A new political, social and ideological map of the Middle East is already arising following the broad popular movements pushing to change the deeply fortified authoritarian rule in that region.
Speaking less metaphorically, however, is it possible that the real Middle East geopolitical map, formed after World War I, can be reshaped as a result of the current uprisings?
I doubt I am alone in considering that question in such terms. There are some more or less recent facts, designs, intentions and assumptions that give me good reason to doubt that the present Middle East borders will remain the same in this century as they had been shaped in the previous one.

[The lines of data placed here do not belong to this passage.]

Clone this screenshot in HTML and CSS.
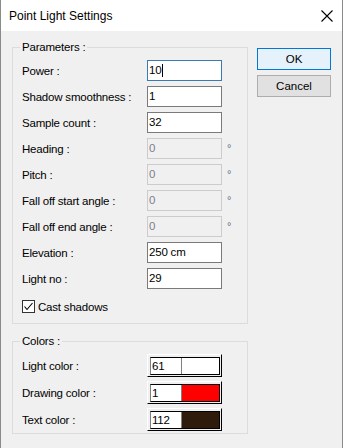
FILE: index.html
```html
<!DOCTYPE html>
<html>
<head>
<meta charset="utf-8">
<link rel="stylesheet" href="styles.css">
</head>
<body>
<div class="window">
  <div class="titlebar">
    <span class="title">Point Light Settings</span>
    <svg class="close" width="12" height="12" viewBox="0 0 12 12"><path d="M0.5 0.5 L11.5 11.5 M11.5 0.5 L0.5 11.5" stroke="#000" stroke-width="1.1" fill="none"/></svg>
  </div>
  <div class="content">
    <div class="left">
      <fieldset class="group params">
        <legend>Parameters :</legend>
        <div class="row"><label>Power :</label><div class="field focus">10<span class="caret"></span></div></div>
        <div class="row"><label>Shadow smoothness :</label><div class="field">1</div></div>
        <div class="row"><label>Sample count :</label><div class="field">32</div></div>
        <div class="row"><label>Heading :</label><div class="field disabled">0</div><span class="deg">°</span></div>
        <div class="row"><label>Pitch :</label><div class="field disabled">0</div><span class="deg">°</span></div>
        <div class="row"><label>Fall off start angle :</label><div class="field disabled">0</div><span class="deg">°</span></div>
        <div class="row"><label>Fall off end angle :</label><div class="field disabled">0</div><span class="deg">°</span></div>
        <div class="row"><label>Elevation :</label><div class="field">250 cm</div></div>
        <div class="row"><label>Light no :</label><div class="field">29</div></div>
        <div class="check">
          <span class="box"><svg width="11" height="11" viewBox="0 0 11 11"><path d="M1.5 5.5 L4 8.5 L9.5 2" stroke="#000" stroke-width="1.1" fill="none"/></svg></span>
          <span>Cast shadows</span>
        </div>
      </fieldset>
      <fieldset class="group colors">
        <legend>Colors :</legend>
        <div class="crow"><label>Light color :</label><div class="swatch"><div class="inner"><span class="num">61</span><span class="col" style="background:#ffffff"></span></div></div></div>
        <div class="crow"><label>Drawing color :</label><div class="swatch"><div class="inner"><span class="num">1</span><span class="col" style="background:#ff0000"></span></div></div></div>
        <div class="crow"><label>Text color :</label><div class="swatch"><div class="inner"><span class="num">112</span><span class="col" style="background:#2e1b0c"></span></div></div></div>
      </fieldset>
    </div>
    <div class="right">
      <button class="btn default">OK</button>
      <button class="btn">Cancel</button>
    </div>
  </div>
</div>
</body>
</html>
```

FILE: styles.css
```css
html, body {
  margin: 0;
  padding: 0;
}
body {
  font-family: "Liberation Sans", Arial, sans-serif;
  font-size: 11.5px;
  letter-spacing: -0.2px;
  color: #000;
  background: #f0f0f0;
}
.window {
  width: 343px;
  height: 448px;
  box-sizing: border-box;
  border-left: 1px solid #8a8a8a;
  border-right: 1px solid #8a8a8a;
  background: #f0f0f0;
  overflow: hidden;
}
.titlebar {
  height: 31px;
  background: #fff;
  display: flex;
  align-items: center;
  justify-content: space-between;
  padding: 0 9px 0 8px;
}
.title {
  font-size: 12px;
  letter-spacing: 0;
  line-height: 16px;
  padding-top: 1px;
}
.close {
  display: block;
}
.content {
  display: flex;
  padding: 9px 0 0 11px;
  gap: 9px;
}
.left {
  width: 236px;
  display: flex;
  flex-direction: column;
  gap: 10px;
}
.group {
  margin: 0;
  border: 1px solid #dcdcdc;
  padding: 5px 0 0 9px;
  min-width: 0;
}
.group legend {
  margin-left: -2px;
  padding: 0 2px;
  line-height: 15px;
}
.params {
  padding-bottom: 10px;
}
.row {
  display: flex;
  align-items: center;
  height: 21px;
  margin-bottom: 5px;
}
.row label {
  width: 125px;
}
.field {
  width: 75px;
  height: 21px;
  box-sizing: border-box;
  border: 1px solid #7a7a7a;
  background: #fff;
  padding: 0 1px;
  line-height: 19px;
  display: flex;
  align-items: center;
}
.field.focus {
  border-color: #3c7ab4;
}
.caret {
  display: inline-block;
  width: 1px;
  height: 13px;
  background: #000;
  margin-left: 1px;
}
.field.disabled {
  background: #f0f0f0;
  border-color: #cccccc;
  color: #7f7f8a;
}
.deg {
  font-size: 11px;
  color: #5b6f8a;
  align-self: flex-start;
  margin-left: 5px;
  margin-top: 4px;
  line-height: 12px;
}
.check {
  display: flex;
  align-items: center;
  gap: 3px;
  height: 13px;
  margin-top: 11px;
}
.check .box {
  width: 13px;
  height: 13px;
  box-sizing: border-box;
  border: 1px solid #333;
  background: #fff;
  display: flex;
  align-items: center;
  justify-content: center;
}
.check .box svg {
  display: block;
}
.colors {
  padding-top: 5px;
  padding-bottom: 2px;
}
.crow {
  display: flex;
  align-items: center;
  height: 23px;
  margin-bottom: 4px;
}
.crow:last-child {
  margin-bottom: 0;
}
.crow label {
  width: 125px;
}
.swatch {
  width: 75px;
  height: 23px;
  box-sizing: border-box;
  border-top: 1px solid #fff;
  border-left: 1px solid #fff;
  border-right: 1px solid #000;
  border-bottom: 1px solid #000;
  padding: 2px 1px 1px 2px;
}
.inner {
  height: 100%;
  box-sizing: border-box;
  border: 1px solid #000;
  border-left-color: #808080;
  display: flex;
}
.num {
  width: 31px;
  background: #fff;
  border-right: 1px solid #808080;
  line-height: 16px;
  padding-left: 1px;
  box-sizing: border-box;
}
.col {
  flex: 1;
}
.right {
  display: flex;
  flex-direction: column;
  gap: 5px;
  padding-top: 8px;
}
.btn {
  width: 74px;
  height: 22px;
  font-family: inherit;
  font-size: 11.5px;
  color: #000;
  border: 1px solid #adadad;
  background: #e1e1e1;
  padding: 0;
  margin: 0;
}
.btn.default {
  border-color: #0078d7;
  background: #e5f1fb;
}
```
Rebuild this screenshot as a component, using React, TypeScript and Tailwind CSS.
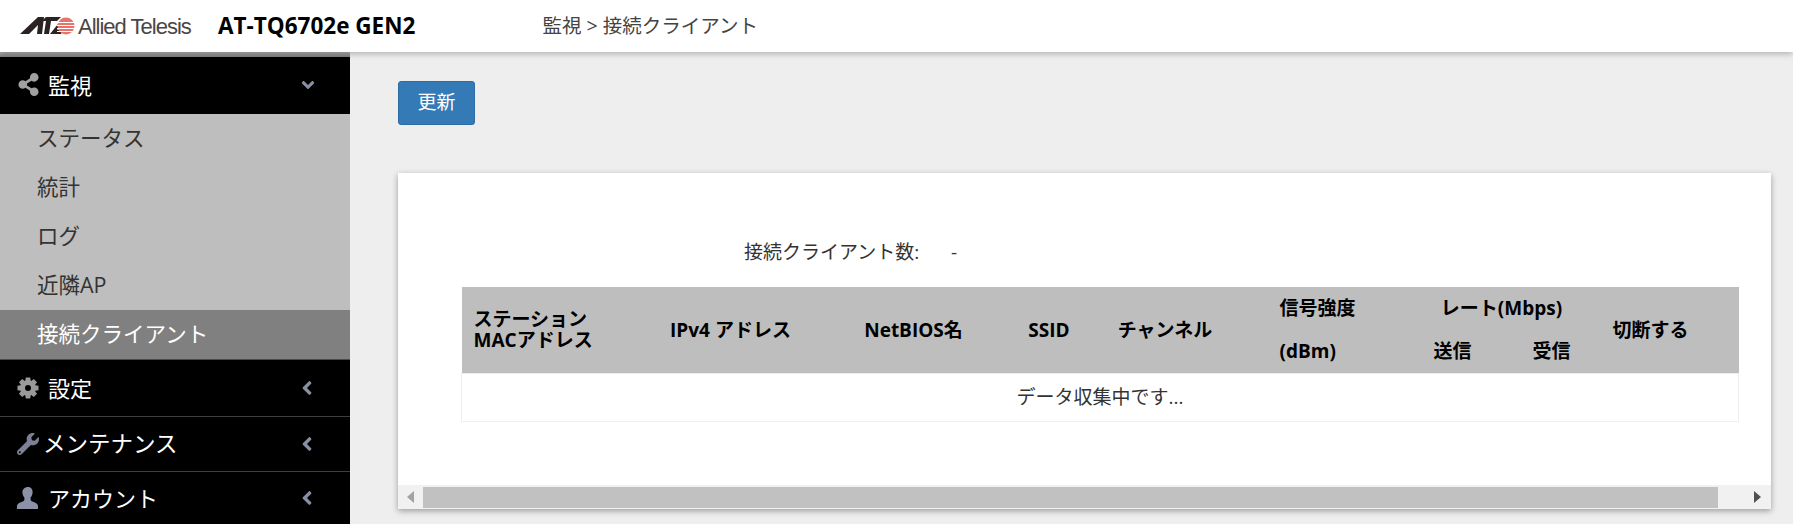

Even for those who have crossed them so often, and almost on foot like myself, many of the Middle East's borders looked artificial. The new maps were discussed and drawn in London and Paris as the Ottoman Empire was loosing its Arab lands one by one. When it finally collapsed, they were formally approved through international agreements and enforced on the terrain. New regional frontiers were, in fact, the result of old British and French colonial interests, reinforced by newly discovered oil fields. It is always worth recalling how vast and fertile lands around the rivers Jordan, Tigris and Euphrates, together with people living there, were to be ruled by the Arab Hashemite family as a reward for their cooperation in the war against the Turks. One brother was inaugurated as the emir of Transjordan in Amman and another one as the Iraqi king in Baghdad, which he had never even seen before.